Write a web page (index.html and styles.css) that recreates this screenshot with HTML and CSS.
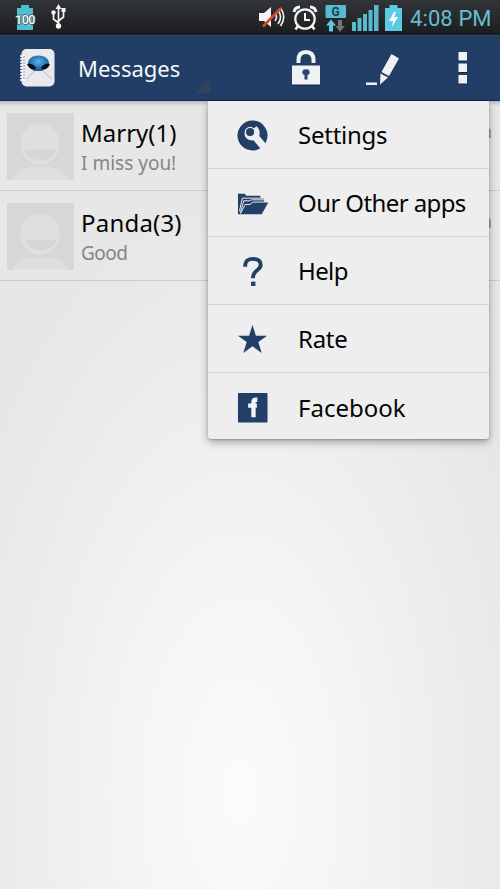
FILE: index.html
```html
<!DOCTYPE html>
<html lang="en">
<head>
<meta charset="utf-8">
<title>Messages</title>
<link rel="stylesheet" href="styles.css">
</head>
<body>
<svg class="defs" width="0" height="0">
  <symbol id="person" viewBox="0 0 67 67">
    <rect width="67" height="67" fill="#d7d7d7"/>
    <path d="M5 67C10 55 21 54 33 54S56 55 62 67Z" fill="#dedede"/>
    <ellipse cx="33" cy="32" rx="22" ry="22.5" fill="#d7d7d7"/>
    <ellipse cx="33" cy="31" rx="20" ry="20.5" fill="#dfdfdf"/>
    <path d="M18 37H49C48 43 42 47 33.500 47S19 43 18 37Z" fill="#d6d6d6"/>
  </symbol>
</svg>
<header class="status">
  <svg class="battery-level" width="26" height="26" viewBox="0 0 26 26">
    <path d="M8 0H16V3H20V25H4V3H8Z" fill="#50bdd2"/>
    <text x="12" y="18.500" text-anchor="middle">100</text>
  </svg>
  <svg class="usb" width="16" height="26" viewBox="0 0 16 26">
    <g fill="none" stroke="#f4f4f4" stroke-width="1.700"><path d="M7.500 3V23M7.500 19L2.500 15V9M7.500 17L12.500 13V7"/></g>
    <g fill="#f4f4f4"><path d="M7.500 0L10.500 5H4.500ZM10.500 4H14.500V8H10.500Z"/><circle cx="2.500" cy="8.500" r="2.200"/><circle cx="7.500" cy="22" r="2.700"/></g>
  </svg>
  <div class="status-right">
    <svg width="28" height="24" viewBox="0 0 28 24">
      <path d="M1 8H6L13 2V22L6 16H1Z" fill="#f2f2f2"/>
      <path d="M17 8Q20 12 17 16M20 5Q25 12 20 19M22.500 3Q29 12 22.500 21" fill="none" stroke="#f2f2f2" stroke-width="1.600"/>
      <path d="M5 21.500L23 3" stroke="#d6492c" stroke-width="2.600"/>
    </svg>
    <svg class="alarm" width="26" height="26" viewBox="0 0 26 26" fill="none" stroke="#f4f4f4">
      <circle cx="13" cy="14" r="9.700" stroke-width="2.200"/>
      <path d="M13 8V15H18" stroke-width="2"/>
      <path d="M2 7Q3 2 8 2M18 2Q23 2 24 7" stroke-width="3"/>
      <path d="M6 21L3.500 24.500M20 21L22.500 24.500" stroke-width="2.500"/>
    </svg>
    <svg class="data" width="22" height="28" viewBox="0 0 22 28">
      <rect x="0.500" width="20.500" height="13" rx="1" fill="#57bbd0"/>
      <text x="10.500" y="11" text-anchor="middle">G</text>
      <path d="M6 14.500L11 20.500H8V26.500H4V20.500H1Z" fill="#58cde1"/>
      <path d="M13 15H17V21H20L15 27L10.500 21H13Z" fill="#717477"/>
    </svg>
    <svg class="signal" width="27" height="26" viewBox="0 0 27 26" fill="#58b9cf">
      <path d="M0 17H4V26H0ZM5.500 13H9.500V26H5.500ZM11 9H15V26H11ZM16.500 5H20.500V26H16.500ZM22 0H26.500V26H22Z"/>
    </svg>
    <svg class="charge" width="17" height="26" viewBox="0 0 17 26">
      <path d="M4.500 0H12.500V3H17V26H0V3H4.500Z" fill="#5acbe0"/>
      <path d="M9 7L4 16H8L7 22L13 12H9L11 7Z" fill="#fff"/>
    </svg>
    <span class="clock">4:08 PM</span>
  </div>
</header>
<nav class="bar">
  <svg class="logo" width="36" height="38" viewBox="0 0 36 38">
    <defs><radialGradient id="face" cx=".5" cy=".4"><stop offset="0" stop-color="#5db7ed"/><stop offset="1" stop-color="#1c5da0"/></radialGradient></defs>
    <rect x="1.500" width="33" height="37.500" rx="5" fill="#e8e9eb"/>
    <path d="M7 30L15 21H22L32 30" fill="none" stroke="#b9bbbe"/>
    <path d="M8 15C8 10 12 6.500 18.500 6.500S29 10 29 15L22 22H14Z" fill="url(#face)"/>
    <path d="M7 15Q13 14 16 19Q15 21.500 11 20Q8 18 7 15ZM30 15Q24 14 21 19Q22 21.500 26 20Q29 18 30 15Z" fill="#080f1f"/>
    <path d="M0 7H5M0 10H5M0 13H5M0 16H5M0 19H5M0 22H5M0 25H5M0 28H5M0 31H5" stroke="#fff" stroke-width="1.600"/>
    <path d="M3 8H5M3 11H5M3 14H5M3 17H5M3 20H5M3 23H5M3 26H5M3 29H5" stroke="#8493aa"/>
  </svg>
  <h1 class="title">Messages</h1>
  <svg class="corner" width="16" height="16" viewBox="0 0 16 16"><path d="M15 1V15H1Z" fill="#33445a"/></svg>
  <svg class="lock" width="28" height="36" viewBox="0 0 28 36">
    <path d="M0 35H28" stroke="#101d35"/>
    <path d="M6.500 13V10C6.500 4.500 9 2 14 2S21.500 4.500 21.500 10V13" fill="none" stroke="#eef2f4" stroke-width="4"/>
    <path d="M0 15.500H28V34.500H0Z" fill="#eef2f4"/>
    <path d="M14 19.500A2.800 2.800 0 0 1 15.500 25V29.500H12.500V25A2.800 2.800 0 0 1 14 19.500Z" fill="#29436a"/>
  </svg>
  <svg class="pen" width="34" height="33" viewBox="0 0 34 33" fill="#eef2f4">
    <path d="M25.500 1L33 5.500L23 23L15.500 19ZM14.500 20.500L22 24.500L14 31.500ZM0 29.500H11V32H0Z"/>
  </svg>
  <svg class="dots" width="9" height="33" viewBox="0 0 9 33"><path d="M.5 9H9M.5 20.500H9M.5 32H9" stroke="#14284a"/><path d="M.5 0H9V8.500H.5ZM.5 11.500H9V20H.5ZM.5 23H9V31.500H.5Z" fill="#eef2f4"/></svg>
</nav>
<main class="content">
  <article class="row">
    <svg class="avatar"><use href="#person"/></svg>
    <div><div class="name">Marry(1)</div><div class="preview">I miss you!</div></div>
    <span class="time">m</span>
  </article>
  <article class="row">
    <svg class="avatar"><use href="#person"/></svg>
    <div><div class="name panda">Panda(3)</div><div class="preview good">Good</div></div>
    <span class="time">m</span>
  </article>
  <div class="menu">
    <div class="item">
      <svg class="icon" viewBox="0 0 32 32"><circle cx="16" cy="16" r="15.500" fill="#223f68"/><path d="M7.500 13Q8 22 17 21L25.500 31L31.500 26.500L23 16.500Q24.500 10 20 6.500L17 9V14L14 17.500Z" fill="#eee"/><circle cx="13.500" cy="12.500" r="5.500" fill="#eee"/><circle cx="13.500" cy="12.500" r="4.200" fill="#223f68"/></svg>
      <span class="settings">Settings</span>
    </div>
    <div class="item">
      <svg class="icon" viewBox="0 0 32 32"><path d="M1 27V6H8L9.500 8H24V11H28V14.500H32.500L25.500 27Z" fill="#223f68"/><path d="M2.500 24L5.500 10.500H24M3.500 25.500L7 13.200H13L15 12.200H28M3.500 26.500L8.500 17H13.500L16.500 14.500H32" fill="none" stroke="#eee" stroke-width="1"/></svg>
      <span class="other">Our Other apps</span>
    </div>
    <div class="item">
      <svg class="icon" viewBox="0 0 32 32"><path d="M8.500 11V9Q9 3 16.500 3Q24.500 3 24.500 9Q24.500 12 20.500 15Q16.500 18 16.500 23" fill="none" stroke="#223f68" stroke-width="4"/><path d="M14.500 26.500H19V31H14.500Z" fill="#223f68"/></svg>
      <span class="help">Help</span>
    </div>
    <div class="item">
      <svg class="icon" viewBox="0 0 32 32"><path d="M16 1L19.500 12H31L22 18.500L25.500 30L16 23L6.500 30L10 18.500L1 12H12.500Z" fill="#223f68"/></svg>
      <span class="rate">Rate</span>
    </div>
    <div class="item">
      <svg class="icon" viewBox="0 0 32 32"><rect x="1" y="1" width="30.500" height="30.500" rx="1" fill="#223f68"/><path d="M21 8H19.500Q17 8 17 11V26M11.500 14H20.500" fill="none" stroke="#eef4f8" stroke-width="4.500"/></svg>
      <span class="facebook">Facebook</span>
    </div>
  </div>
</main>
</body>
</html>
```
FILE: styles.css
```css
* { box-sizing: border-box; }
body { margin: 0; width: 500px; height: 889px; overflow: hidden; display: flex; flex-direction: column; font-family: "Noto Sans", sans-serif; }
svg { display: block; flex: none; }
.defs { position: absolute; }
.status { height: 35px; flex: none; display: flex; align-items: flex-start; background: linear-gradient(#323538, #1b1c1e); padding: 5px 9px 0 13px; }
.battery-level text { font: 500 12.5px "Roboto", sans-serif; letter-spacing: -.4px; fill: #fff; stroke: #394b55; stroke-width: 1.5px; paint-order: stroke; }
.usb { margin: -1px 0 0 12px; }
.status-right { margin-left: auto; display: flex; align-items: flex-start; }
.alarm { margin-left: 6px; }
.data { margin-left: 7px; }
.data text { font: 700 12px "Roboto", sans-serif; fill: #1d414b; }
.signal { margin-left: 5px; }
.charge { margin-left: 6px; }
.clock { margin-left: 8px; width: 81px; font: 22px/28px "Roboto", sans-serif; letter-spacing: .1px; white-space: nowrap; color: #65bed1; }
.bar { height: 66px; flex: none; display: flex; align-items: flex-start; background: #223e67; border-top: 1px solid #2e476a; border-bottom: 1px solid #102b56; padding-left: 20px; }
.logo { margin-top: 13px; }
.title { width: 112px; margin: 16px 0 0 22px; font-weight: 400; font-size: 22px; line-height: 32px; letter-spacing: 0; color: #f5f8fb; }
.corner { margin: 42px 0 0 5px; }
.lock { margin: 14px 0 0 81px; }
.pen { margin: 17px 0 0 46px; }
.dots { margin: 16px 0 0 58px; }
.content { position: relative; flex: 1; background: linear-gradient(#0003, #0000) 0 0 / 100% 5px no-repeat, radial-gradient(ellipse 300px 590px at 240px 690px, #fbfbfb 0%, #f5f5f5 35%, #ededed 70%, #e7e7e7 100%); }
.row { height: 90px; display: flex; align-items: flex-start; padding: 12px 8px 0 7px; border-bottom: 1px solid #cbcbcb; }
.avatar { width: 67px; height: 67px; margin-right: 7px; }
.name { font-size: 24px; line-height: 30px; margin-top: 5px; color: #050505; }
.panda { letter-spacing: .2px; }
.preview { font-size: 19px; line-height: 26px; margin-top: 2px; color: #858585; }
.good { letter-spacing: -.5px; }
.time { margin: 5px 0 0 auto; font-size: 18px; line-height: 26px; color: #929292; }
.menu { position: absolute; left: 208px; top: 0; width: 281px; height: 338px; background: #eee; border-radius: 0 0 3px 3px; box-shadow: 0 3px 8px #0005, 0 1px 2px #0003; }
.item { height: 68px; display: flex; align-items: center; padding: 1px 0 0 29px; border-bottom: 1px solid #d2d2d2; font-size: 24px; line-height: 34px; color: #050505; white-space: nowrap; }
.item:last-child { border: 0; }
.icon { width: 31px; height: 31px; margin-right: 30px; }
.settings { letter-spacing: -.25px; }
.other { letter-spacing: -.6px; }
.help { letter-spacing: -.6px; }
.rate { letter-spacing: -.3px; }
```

---

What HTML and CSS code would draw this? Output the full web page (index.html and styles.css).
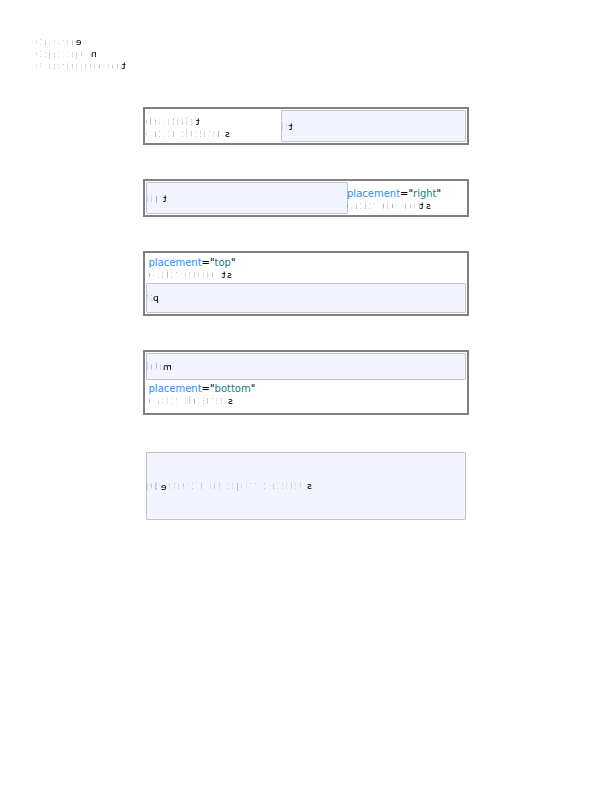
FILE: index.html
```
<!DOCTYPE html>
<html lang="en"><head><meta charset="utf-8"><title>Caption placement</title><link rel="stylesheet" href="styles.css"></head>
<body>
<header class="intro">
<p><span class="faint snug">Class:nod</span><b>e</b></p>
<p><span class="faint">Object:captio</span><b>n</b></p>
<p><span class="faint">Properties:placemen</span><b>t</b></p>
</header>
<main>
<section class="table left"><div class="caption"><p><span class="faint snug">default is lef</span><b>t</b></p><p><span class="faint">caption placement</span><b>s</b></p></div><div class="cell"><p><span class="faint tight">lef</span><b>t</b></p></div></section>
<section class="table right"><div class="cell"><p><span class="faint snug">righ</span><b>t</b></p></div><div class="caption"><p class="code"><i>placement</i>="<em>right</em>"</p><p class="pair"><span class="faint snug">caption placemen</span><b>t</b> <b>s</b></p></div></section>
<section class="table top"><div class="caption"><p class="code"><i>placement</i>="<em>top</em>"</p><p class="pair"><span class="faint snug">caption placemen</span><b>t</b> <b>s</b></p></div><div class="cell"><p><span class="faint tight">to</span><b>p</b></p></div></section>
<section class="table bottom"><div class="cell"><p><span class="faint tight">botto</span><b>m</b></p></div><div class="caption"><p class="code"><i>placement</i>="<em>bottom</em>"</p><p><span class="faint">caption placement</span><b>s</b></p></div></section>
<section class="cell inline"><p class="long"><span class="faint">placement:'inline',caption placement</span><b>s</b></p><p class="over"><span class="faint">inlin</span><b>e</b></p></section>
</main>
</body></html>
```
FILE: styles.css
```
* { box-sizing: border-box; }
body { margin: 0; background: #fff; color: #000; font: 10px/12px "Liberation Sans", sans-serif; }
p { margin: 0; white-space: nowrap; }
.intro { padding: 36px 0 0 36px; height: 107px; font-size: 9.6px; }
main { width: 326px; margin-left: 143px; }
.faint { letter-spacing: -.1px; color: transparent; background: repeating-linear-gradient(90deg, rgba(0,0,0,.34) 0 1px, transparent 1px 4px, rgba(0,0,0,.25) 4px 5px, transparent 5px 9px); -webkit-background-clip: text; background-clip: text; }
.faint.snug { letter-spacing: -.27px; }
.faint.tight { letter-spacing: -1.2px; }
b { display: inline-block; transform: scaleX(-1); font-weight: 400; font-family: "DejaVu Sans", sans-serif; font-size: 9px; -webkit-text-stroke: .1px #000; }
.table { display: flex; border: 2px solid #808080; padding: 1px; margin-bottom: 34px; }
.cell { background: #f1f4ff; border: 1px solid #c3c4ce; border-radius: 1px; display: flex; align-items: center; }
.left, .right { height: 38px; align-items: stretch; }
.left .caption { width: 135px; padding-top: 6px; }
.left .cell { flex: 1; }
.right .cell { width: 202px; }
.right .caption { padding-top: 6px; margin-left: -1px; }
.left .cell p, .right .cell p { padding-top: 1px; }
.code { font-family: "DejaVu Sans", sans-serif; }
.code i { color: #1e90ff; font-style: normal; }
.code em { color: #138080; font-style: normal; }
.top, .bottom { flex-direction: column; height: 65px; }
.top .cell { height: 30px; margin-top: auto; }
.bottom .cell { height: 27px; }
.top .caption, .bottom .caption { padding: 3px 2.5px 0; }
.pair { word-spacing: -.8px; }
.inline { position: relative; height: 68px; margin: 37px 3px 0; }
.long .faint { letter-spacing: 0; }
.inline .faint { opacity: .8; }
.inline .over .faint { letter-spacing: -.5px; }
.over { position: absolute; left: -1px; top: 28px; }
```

_Prompt_:
In the data above, count the lines where the word "this" appears; reply with the number only.

_Task output_:
2